“Melbourne in footy season,” he says in his unmistakable drawl. “It’s terrible. Its like we’ve all got a disease!”
Hunter, a Bombers man since 1949, is of course joking. But walking into the MCG tonight, there was a strong feeling that the footy epidemic is more virulent than ever.
Where Big Bill is wrong, of course, is in diagnosing Melbourne alone as suffering the disease. Tonight the MCG is the focus for millions of fans spread not just across the Victorian capital but in Bathurst Island and Burnie, in Berri and Berrigan and Broome.
A small percentage of the watchers are lucky enough to be at the 'G for the big game. There are 50 players charged tonight with producing football drama. There are a dozen coaches and senior staff.
But there is one other integral member of the cast: the MCG itself. It is impossible to imagine such an event taking place anywhere else – and headquarters looks magnificent tonight.
As the countdown to the match continued, more bunting than in a suburban car yard was tacked across the gorgeous green surface. Hundreds of people in plastic ponchos funneled along the bunting lines, before forming into the numerals 1,5,0.
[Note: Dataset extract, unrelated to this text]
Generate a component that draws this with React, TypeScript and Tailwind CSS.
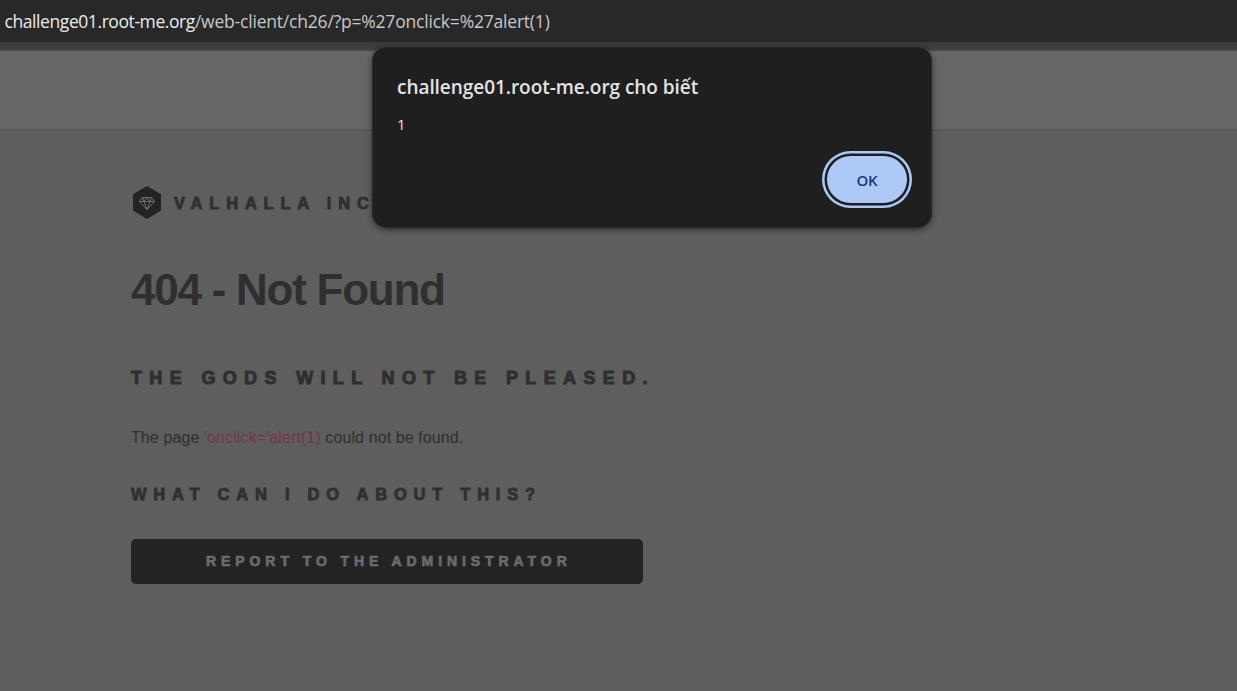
function AddressBar() {
  return (
    <header className="h-[42px] bg-[#282828] pl-[4.500px] font-['Open_Sans',sans-serif] text-[17.5px] leading-[42px] whitespace-nowrap text-[#c7c7c7]">
      <span className="tracking-[-0.42px] text-[#ececec]">challenge01.root-me.org</span>
      <span className="tracking-[-0.2px]">/web-client/ch26/?p=%27onclick=%27alert(1)</span>
    </header>
  );
}

function Logo() {
  return (
    <svg width="28" height="33" viewBox="0 0 28 33" fill="none">
      <path d="M14 0 28 8.2v16.4L14 33 0 24.6V8.2Z" fill="#232323" />
      <path
        d="M9.5 11.5h9l3 4L14 23.5l-7.5-8ZM6.5 15.5h15M11 15.500 14 23.500l3-8L14 11.500l-3 4-1.500-4M17 15.500l1.500-4"
        stroke="#777"
        strokeWidth="0.9"
        strokeLinejoin="round"
      />
    </svg>
  );
}

function AlertDialog() {
  return (
    <div
      role="alertdialog"
      className="absolute top-[46px] left-[372px] flex h-[182px] w-[560px] flex-col rounded-[15px] border border-[#292929] border-t-[#393939] bg-[#1f1f1f] pt-[26px] pr-[24px] pl-[24px] font-['Open_Sans',sans-serif] shadow-[0_2px_6px_rgba(0,0,0,0.5)]"
    >
      <h2 className="h-[28px] text-[19px] leading-[28px] font-semibold tracking-[-0.05px] whitespace-nowrap text-[#e3e3e3]">
        challenge01.root-me.org cho biết
      </h2>
      <p className="mt-[12px] h-[24px] text-[15px] leading-[23px] text-[#e3e3e3]">1</p>
      <button className="mt-[19px] h-[47px] w-[80px] self-end rounded-full bg-[#aec9f7] text-[15px] leading-[48px] font-semibold tracking-[-0.2px] text-[#133a78] shadow-[0_0_0_2.5px_#1f1f1f,0_0_0_5px_#aec9f7]">
        OK
      </button>
    </div>
  );
}

export default function App() {
  return (
    <div className="relative h-[691px] w-[1237px] overflow-hidden bg-[#5e5e5e] font-['Liberation_Sans',sans-serif] text-[#2f2f2f]">
      <AddressBar />
      <div className="h-[7px] bg-[#3c3c3c]" />
      <div className="h-[2px] bg-[#464646]" />
      <nav className="h-[79px] border-b border-[#575757] bg-[#666666]" />
      <main className="flex w-[643px] flex-col pl-[131px] whitespace-nowrap">
        <div className="mt-[56px] flex h-[33px] items-center pl-[2px]">
          <Logo />
          <span className="ml-[13px] pt-[2px] text-[16.5px] leading-[33px] font-bold tracking-[6.800px] [-webkit-text-stroke:0.8px_#2f2f2f]">
            VALHALLA INC
          </span>
        </div>
        <h1 className="mt-[41px] h-[60px] text-[44px] leading-[60px] font-bold tracking-[-1.250px]">404 - Not Found</h1>
        <h2 className="mt-[43px] h-[30px] text-[18px] leading-[30px] font-bold tracking-[7.350px] [-webkit-text-stroke:1px_#2f2f2f]">
          THE GODS WILL NOT BE PLEASED.
        </h2>
        <p className="mt-[33px] h-[24px] text-[16px] leading-[24px] tracking-[0.1px]">
          The page <span className="text-[#743544]">'onclick='alert(1)</span> could not be found.
        </p>
        <h3 className="mt-[29px] h-[30px] text-[16.5px] leading-[30px] font-bold tracking-[6.750px] [-webkit-text-stroke:0.8px_#2f2f2f]">
          WHAT CAN I DO ABOUT THIS?
        </h3>
        <button className="mt-[30px] h-[45px] w-[512px] rounded-[5px] bg-[#232323] pl-[75px] text-left text-[14px] leading-[45px] font-bold tracking-[4.920px] text-[#6b6b6b] [-webkit-text-stroke:0.7px_#6b6b6b]">
          REPORT TO THE ADMINISTRATOR
        </button>
      </main>
      <AlertDialog />
    </div>
  );
}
Then the lights went out. The great auditorium in darkness – and the ponchoed participants broke thousands of glowsticks and waved them at once, like a gigantic birthday cake or a fluorescent mutant caterpillar.
Cue fireworks.
Cue fire-up music.
All anyone wants now is the anticipation to end and the action to begin.
Noticeable and perhaps surprising is the relative absence of club colours amongst spectators. It is as if an ecumenical spirit has infected the fans, a sense that club affiliations might be put to one side for one night only.
Amidst the massive crowd is AFL Chief Executive Andrew Demetriou.
“It’s fantastic – we can’t really believe the support we’ve had from the public,” he told afl.com.au. “It’s been phenomenal. The response from the players, the clubs, the coaches has been fantastic. We just hope now we can top it off with a great game.”